Did Rep. Dan Stevens save Michigan Northern prior to start-up? Yes, he did. The back story is that the MDOT staff held a rather pro forma hearing with one visitor present, the state representative from Transverse City at the time. We presented our plan to operate, three round trips a week vs. one round trip by PC and by extension Conrail-to-be to Petoskey. PC had "rail-banked" the line up to Mackinaw City for a little over the past year. MIGN's operation would have included the Chief, a political consideration at the time. There was UP support to retain a rail connection between the upper and lower peninsulas. MIGN recognized it would need some overhead traffic which we would have to develop. USRA rightly concluded that on line business was insufficient to continue operation by Conrail north of Grand Rapids. At the end of the "hearing". MDOT staff announced they had concluded that subsidizing Conrail to operate was in the better interests of the state. You must remember that under the law establishing Conrail, it was required to provide service on lines not included by the USRA when, and only when, some entity subsidized the service. Conrail's operation of the northern end of the Ann Arbor before Michigan Interstate took over is an example. MDOT's decision is what a bureaucracy, risk adverse by nature, would be expected to make. MDOT referred to MIGN as "Mark Campbell's press release railroad". It was. It also was formed by people too young (or too dumb, take your pick) to be put off by the size of the task at hand. After the execution by MDOT, Mark Campbell and Beth Andrus went to talk to the rep from Traverse City and I made a cold call/visit to Dan Stevens. Dan intervened. MIGN rose from the grave before MDOT could put up a tombstone.
Regarding 100 shippers vs. 200 shippers. It was surprising how much single car business there was. An annual car of dried sewage from Milwaukee, sold as fertilizer for a golf course near Rockford, a car of Purina Mouse Chow for Ferris State College at the time in Big Rapids were two examples. Not enough to run a railroad. Five car blocks of agricultural limestone for a rail/truck operation north of Cedar Springs was the bulk of the business south of Cadillac. MIGN compiled a monthly list of shippers/receivers for the state as I recall. As to an additional 100, I am guessing that was mostly overhead lumber business as a result of the flagout.

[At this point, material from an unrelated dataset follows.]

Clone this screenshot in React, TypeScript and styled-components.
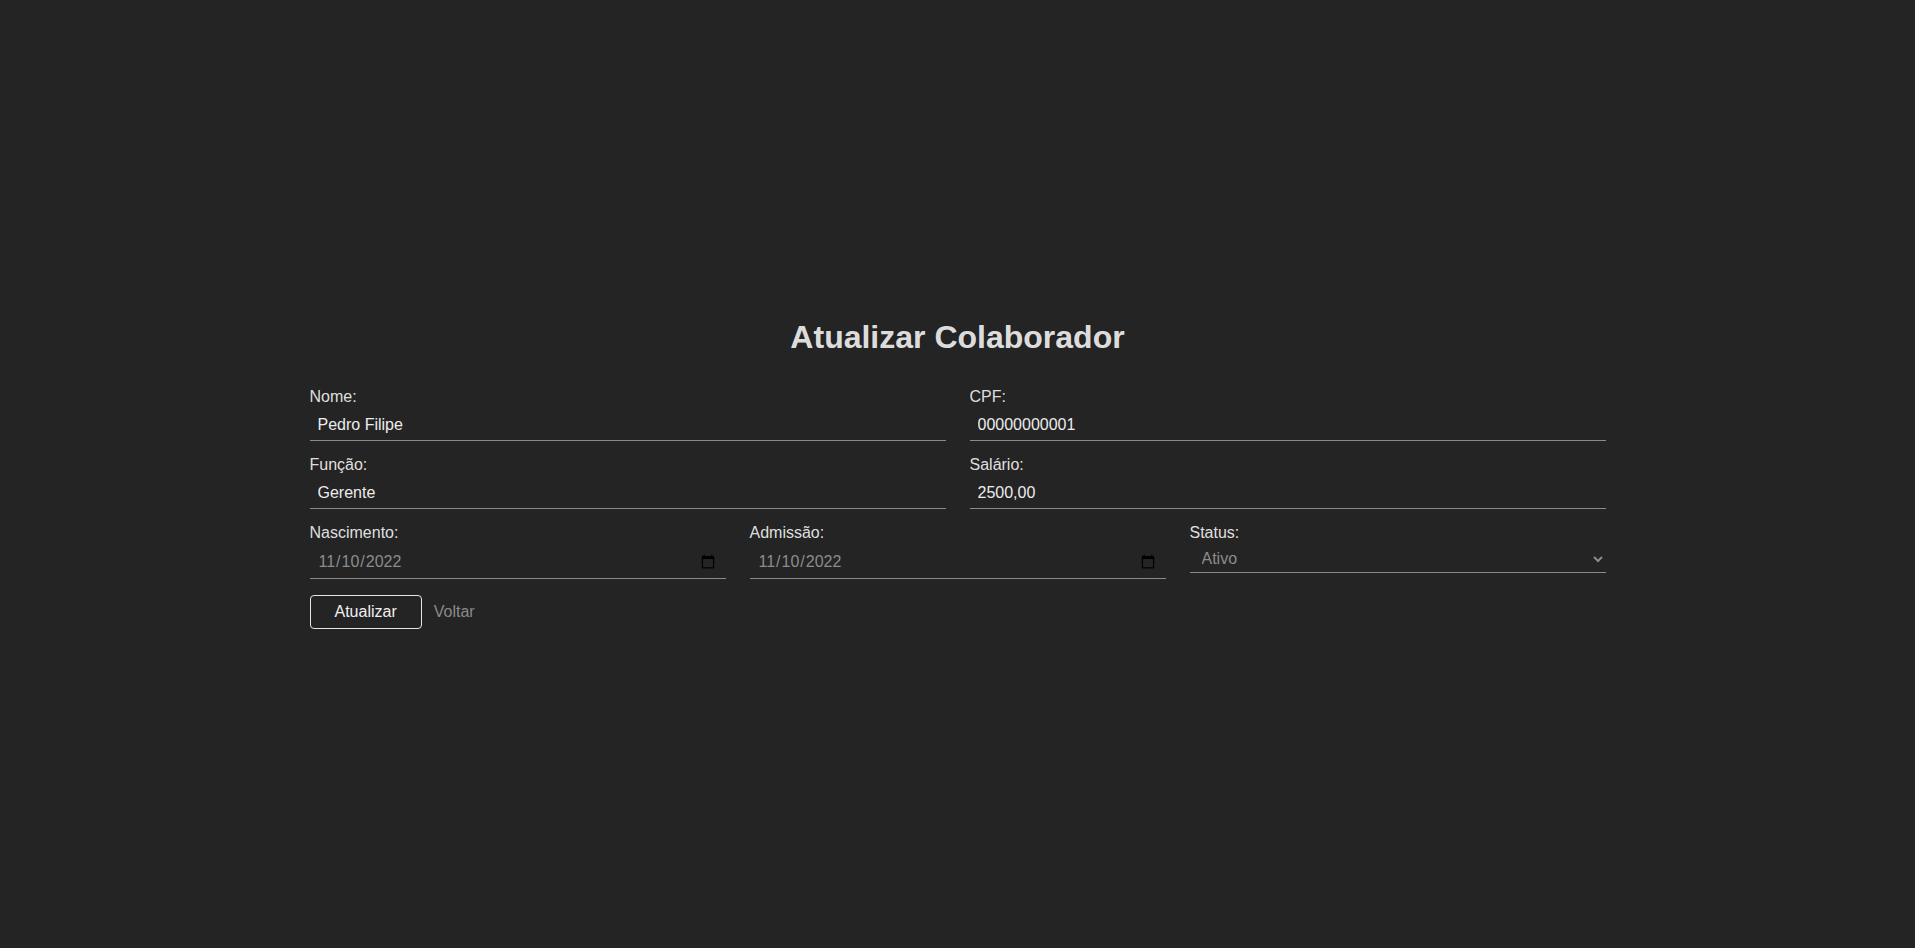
import React from "react";
import styled, { createGlobalStyle } from "styled-components";

const GlobalStyle = createGlobalStyle`
  html, body {
    margin: 0;
    padding: 0;
    background: #242424;
  }
  body {
    font-family: "Liberation Sans", Arial, Helvetica, sans-serif;
    color: rgba(255, 255, 255, 0.87);
  }
`;

const Page = styled.main`
  min-height: 100vh;
  display: flex;
  align-items: center;
  justify-content: center;
`;

const Form = styled.form`
  width: 1296px;
  display: flex;
  flex-direction: column;
`;

const Title = styled.h1`
  margin: 0 0 32px;
  font-size: 32px;
  font-weight: 700;
  text-align: center;
  color: rgba(255, 255, 255, 0.87);
`;

const Fields = styled.div`
  display: flex;
  flex-direction: column;
  gap: 15px;
`;

const Row = styled.div<{ $cols: number }>`
  display: grid;
  grid-template-columns: repeat(${(p) => p.$cols}, 1fr);
  column-gap: 24px;
`;

const Field = styled.div`
  display: flex;
  flex-direction: column;
  align-items: stretch;
`;

const Label = styled.label`
  font-size: 16px;
  line-height: normal;
  margin-bottom: 4px;
  color: rgba(255, 255, 255, 0.87);
`;

const Input = styled.input<{ $muted?: boolean }>`
  font-family: inherit;
  font-size: 16px;
  padding: 6px 8px;
  border: none;
  border-bottom: 1px solid #8a8a8a;
  background: transparent;
  color: ${(p) => (p.$muted ? "#8c8c8c" : "#ececec")};
  outline: none;
  box-sizing: border-box;
  width: 100%;
  margin: 0;
`;

const Select = styled.select`
  font-family: inherit;
  font-size: 16px;
  padding: 3px 4px 4px 8px;
  border: none;
  border-bottom: 1px solid #8a8a8a;
  border-radius: 0;
  background: transparent;
  color: #8c8c8c;
  outline: none;
  width: 100%;
  margin: 0;
`;

const Actions = styled.div`
  display: flex;
  align-items: center;
  gap: 12px;
  margin-top: 16px;
`;

const PrimaryButton = styled.button`
  font-family: inherit;
  font-size: 16px;
  padding: 7px 24px;
  border: 1px solid #e6e6e6;
  border-radius: 4px;
  background: transparent;
  color: #f0f0f0;
  cursor: pointer;
`;

const LinkButton = styled.button`
  font-family: inherit;
  font-size: 16px;
  padding: 0;
  border: none;
  background: transparent;
  color: #8a8a8a;
  cursor: pointer;
`;

export default function App() {
  return (
    <>
      <GlobalStyle />
      <Page>
        <Form onSubmit={(e) => e.preventDefault()}>
          <Title>Atualizar Colaborador</Title>
          <Fields>
            <Row $cols={2}>
              <Field>
                <Label htmlFor="nome">Nome:</Label>
                <Input id="nome" defaultValue="Pedro Filipe" />
              </Field>
              <Field>
                <Label htmlFor="cpf">CPF:</Label>
                <Input id="cpf" defaultValue="00000000001" />
              </Field>
            </Row>
            <Row $cols={2}>
              <Field>
                <Label htmlFor="funcao">Função:</Label>
                <Input id="funcao" defaultValue="Gerente" />
              </Field>
              <Field>
                <Label htmlFor="salario">Salário:</Label>
                <Input id="salario" defaultValue="2500,00" />
              </Field>
            </Row>
            <Row $cols={3}>
              <Field>
                <Label htmlFor="nasc">Nascimento:</Label>
                <Input id="nasc" type="date" $muted defaultValue="2022-11-10" />
              </Field>
              <Field>
                <Label htmlFor="adm">Admissão:</Label>
                <Input id="adm" type="date" $muted defaultValue="2022-11-10" />
              </Field>
              <Field>
                <Label htmlFor="status">Status:</Label>
                <Select id="status" defaultValue="ativo">
                  <option value="ativo">Ativo</option>
                  <option value="inativo">Inativo</option>
                </Select>
              </Field>
            </Row>
          </Fields>
          <Actions>
            <PrimaryButton type="submit">Atualizar</PrimaryButton>
            <LinkButton type="button">Voltar</LinkButton>
          </Actions>
        </Form>
      </Page>
    </>
  );
}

Hindsight is 20/20. In an alternate universe, if MDOT had immediately purchased the line north of Grand Rapids at scrap value, rather than pay much more than that over time in annual lease payments, the track might still exist as a local service facility. This alternate universe would require developing new on line business. The truck/rail move of steel from Algoma Steel to Pellston was MIGN's most successful example. The industry shift to much larger trains, stack trains for consumer items, unit trains for commodities, would have killed the car ferry connection. Since we are playing in an alternate universe, moving the white elephant state funded tug barge combination to Mackinaw City, modifying the barges and/or slips to match and pushing the route as a bypass avoiding Chicago with scheduled service might have retained enough lumber business to keep the service alive. It was a short haul move, a factor in its favor. Whether a tug-barge could break ice in a hard winter is a question I can't answer.